39,000 steps/17.31 miles (equivalent to 66.6 circuits of a soccer pitch)
Birds seen: parakeets, crows, possibly a raven, blue tits, pigeons, goldfinch, starlings
Highlights
The Flint Game
Strewn about all over this area, there were pieces of flint. We are hypothesising that the area might have been a major hub for prehistoric man. We were talking about the craftsmanship required to make the flints into weapons and then, suddenly, I had the idea that we should each of us have a go at doing it.
So my friend and I picked up two pieces of flint, one piece smaller and one piece larger and we placed the smaller piece onto a piece of flint that was embedded in the ground. Then, we struck at the corners and edges of the smaller piece of flint with the bigger. Unlike in cinema, there were no sparks. We were both wearing our glasses as eye protection. My friend went first and he struck out a piece quite quickly. I put it into my pocket and felt it. It was incredibly sharp. I did my piece next. It took a few goes to get going as I wasn’t firmly onto the embedded flint bed but then a satisfying sharp tooth came off. We had both reconnected with our prehistoric past. I kept both the pieces and now they are on my bookshelf in my bedroom. A reminder of what? Our ancestry? The trip? Friendship?
The Chaldon Doom Painting
After getting slightly lost, we entered Chaldon Church which was a pretty construction to do the art part of our walk. We were going to see the Chaldon Doom painting. This had been created by a monk that fancied himself as an artist and was about the sins, a bit like Hieronymous Bosch’s masterpiece, ‘The Garden of Earthly Delights’.
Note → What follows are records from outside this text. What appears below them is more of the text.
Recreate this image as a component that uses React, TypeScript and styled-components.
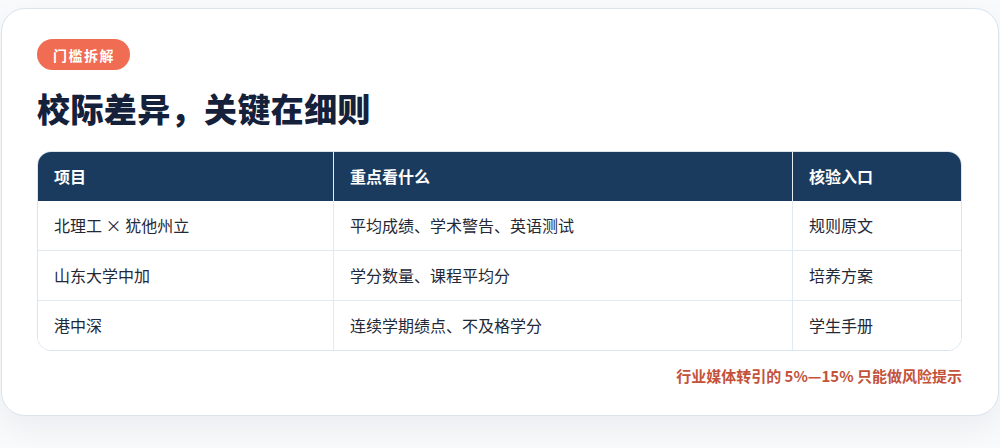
import React from "react";
import styled, { createGlobalStyle } from "styled-components";

const GlobalStyle = createGlobalStyle`
  html, body {
    margin: 0;
    padding: 0;
    background: #f8fafc;
  }
  body {
    font-family: "Noto Sans CJK SC", "Noto Sans", "Liberation Sans", sans-serif;
  }
`;

const Page = styled.div`
  padding: 8px 1px 32px;
`;

const Card = styled.section`
  box-sizing: border-box;
  width: 998px;
  background: #ffffff;
  border: 1px solid #d9e4ef;
  border-radius: 24px;
  padding: 30px 36px 29px 35px;
  box-shadow: 0 12px 32px rgba(15, 23, 42, 0.06);
`;

const Badge = styled.span`
  display: inline-flex;
  align-items: center;
  height: 31px;
  padding: 0 15px 0 16px;
  border-radius: 999px;
  background: #f06c52;
  color: #ffffff;
  font-size: 14px;
  font-weight: 700;
  letter-spacing: 1.5px;
`;

const Title = styled.h1`
  margin: 18px 0 23px;
  font-size: 33px;
  line-height: 40px;
  font-weight: 800;
  color: #15213b;
  letter-spacing: 0.4px;
`;

const Table = styled.div`
  border: 1px solid #d9e4ef;
  border-radius: 14px;
  overflow: hidden;
`;

const Row = styled.div<{ $head?: boolean }>`
  display: grid;
  grid-template-columns: 295px 459px 1fr;
  background: ${(p) => (p.$head ? "#1a3b5e" : "#ffffff")};
  border-top: ${(p) => (p.$head ? "none" : "1px solid #e2eaf1")};
  &:nth-child(2) {
    border-top: none;
  }
`;

const Cell = styled.div<{ $head?: boolean }>`
  padding: 12px 16px 13px;
  font-size: 16px;
  line-height: 24px;
  font-weight: ${(p) => (p.$head ? 700 : 400)};
  color: ${(p) => (p.$head ? "#ffffff" : "#1f2937")};
  border-left: 1px solid ${(p) => (p.$head ? "#e6edf4" : "#e2eaf1")};
  &:first-child {
    border-left: none;
  }
`;

const Note = styled.p`
  margin: 15px 0 0;
  text-align: right;
  font-size: 15px;
  line-height: 20px;
  font-weight: 700;
  color: #c4523b;
`;

const head = ["项目", "重点看什么", "核验入口"];

const rows = [
  ["北理工 × 犹他州立", "平均成绩、学术警告、英语测试", "规则原文"],
  ["山东大学中加", "学分数量、课程平均分", "培养方案"],
  ["港中深", "连续学期绩点、不及格学分", "学生手册"],
];

export default function App() {
  return (
    <>
      <GlobalStyle />
      <Page>
        <Card>
          <Badge>门槛拆解</Badge>
          <Title>校际差异，关键在细则</Title>
          <Table>
            <Row $head>
              {head.map((h) => (
                <Cell $head key={h}>
                  {h}
                </Cell>
              ))}
            </Row>
            {rows.map((r) => (
              <Row key={r[0]}>
                {r.map((c) => (
                  <Cell key={c}>{c}</Cell>
                ))}
              </Row>
            ))}
          </Table>
          <Note>行业媒体转引的 5%—15% 只能做风险提示</Note>
        </Card>
      </Page>
    </>
  );
}
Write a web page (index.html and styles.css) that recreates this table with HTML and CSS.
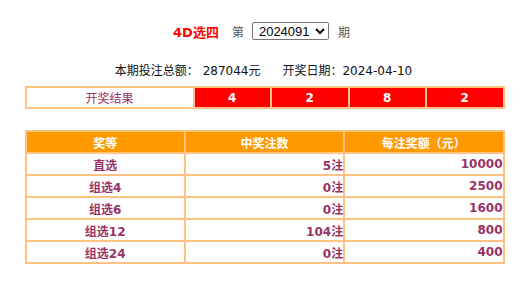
FILE: index.html
```html
<!DOCTYPE html>
<html lang="zh-CN">
<head>
<meta charset="utf-8">
<title>4D选四 开奖结果</title>
<link rel="stylesheet" href="styles.css">
</head>
<body>
<div class="page">
  <div class="issue-bar">
    <span class="game">4D选四</span>
    <span class="label">第</span>
    <select class="issue-select"><option>2024091</option></select>
    <span class="label">期</span>
  </div>
  <div class="summary">
    <span>本期投注总额： 287044元</span>
    <span>开奖日期：2024-04-10</span>
  </div>
  <table class="result">
    <tr>
      <td class="result-title">开奖结果</td>
      <td class="ball">4</td>
      <td class="ball">2</td>
      <td class="ball">8</td>
      <td class="ball">2</td>
    </tr>
  </table>
  <table class="prizes">
    <tr>
      <th>奖等</th>
      <th>中奖注数</th>
      <th>每注奖额（元）</th>
    </tr>
    <tr><td class="c">直选</td><td class="r">5注</td><td class="r">10000</td></tr>
    <tr><td class="c">组选4</td><td class="r">0注</td><td class="r">2500</td></tr>
    <tr><td class="c">组选6</td><td class="r">0注</td><td class="r">1600</td></tr>
    <tr><td class="c">组选12</td><td class="r">104注</td><td class="r">800</td></tr>
    <tr><td class="c">组选24</td><td class="r">0注</td><td class="r">400</td></tr>
  </table>
</div>
</body>
</html>
```
FILE: styles.css
```css
html, body {
  margin: 0;
  padding: 0;
  background: #ffffff;
}
body {
  font-family: "DejaVu Sans", "Noto Sans CJK SC", sans-serif;
  font-size: 12px;
  color: #222222;
}
.page {
  width: 527px;
  display: flex;
  flex-direction: column;
  align-items: center;
}
.issue-bar {
  margin-top: 22px;
  height: 18px;
  display: flex;
  align-items: center;
  padding-right: 4px;
}
.game {
  color: #ff0000;
  font-weight: bold;
  font-size: 13px;
  margin-right: 13px;
}
.label {
  color: #555555;
  font-size: 12px;
}
.issue-select {
  margin: 0 9px 0 8px;
  width: 77px;
  height: 18px;
  font-family: "Liberation Sans", sans-serif;
  font-size: 13px;
  padding: 0 0 0 2px;
  border: 1px solid #767676;
  border-radius: 2px;
  background: #ffffff;
  color: #000000;
}
.summary {
  margin-top: 23px;
  line-height: 16px;
  display: flex;
  gap: 22px;
  color: #111111;
}
table {
  border-collapse: separate;
  border-spacing: 2px;
  background: #ffc283;
  width: 480px;
  table-layout: fixed;
  margin-left: 2px;
}
td, th {
  padding: 0;
}
.result {
  margin-top: 7px;
}
.result td {
  height: 19px;
  text-align: center;
  vertical-align: middle;
}
.result-title {
  width: 166px;
  background: #ffffff;
  color: #993366;
}
.ball {
  background: #ff0000;
  color: #ffffff;
  font-weight: bold;
}
.prizes {
  margin-top: 21px;
}
.prizes th {
  height: 20px;
  background: #ff9900;
  color: #ffffff;
  font-weight: bold;
  text-align: center;
}
.prizes td {
  height: 20px;
  background: #ffffff;
  color: #993366;
  font-weight: bold;
}
.prizes td.c {
  text-align: center;
}
.prizes td.r {
  text-align: right;
}
```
As we entered, we came across two friends, R. and A. One was a young woman with dyed blonde hair who was the very picture of silence. The other was a stout man with black hair that chatted to us amiably about the mural because he was a local. His first words to me was that we are all a part of god so that we are all gods, a statement fit for a church. He had watched a video on YouTube about it and chatted to my friend about what he knew while I studiously read the labelled diagram of the mural and read the extended curator label about it.
The mural was reddish and quite ugly, although interesting to look at at the same time. The church was not particularly impressive but it was a novel experience to go to look at art and actually find a stranger that you could talk to about it. It never happens in London.
The View from Farthing Down
At the top of Farthing Down, there was this stone compass which pointed out all of the things on the wonderful view that you could get from this vantage point. We were looking at the mast for Crystal Palace, at Canary Wharf and also trying to see what else we could get our eyes onto. After you struggle up a hill, the view is the reward. And the rest and the sense of accomplishment that goes with it.
The Hive Garden in Coulsdon South Library
Noticing that there was a library around when we got into Coulsdon South, we decided to go in and check out the Ordinance Survey maps for our walk. Then, when we circled back to it to get on track onto our walk and were walking past, I noticed a charming little garden to its side. It was a delightful little construction, with little statuettes of fairies strewn about for the children. There was a wonderful yellow bench and it was wondderfully organised. Such a pleasant place for reading in the summer. We only spent a few minutes there but it was a lovely experience.
The Beauty of the Woods
We walked past decaying logs overlaid with green, green moss, past Yew trees and also delightful looking fungal growths on the ground. It was much warmer in the woods than in the outside world and also there was no rain like there was in the exposed elements. It was the usual but always relaxing and soothing immersion in nature. The birdsong was particularly beautiful, incredibly loud too. Like a concert that nature had put on for us specially.
Coffee in the morning
When we were drinking in Caffe Nero, we had a conversation with the Irish barrista. It turned out that the owner of the cafe was actually a Londoner and that he had only gone to Milan for university.
The Museum in the Pub
When we stopped for a drink at about two o’clock, the table where we sat in the pub had a framed document from the king at the end of the war, thanking the schoolchildren for their share in the hardship and struggles of the war. It told the children that they were worthy members of the sacrifices and the grit of the nation. This was an insight into that momentous time and the lives of the schoolchildren who lived then.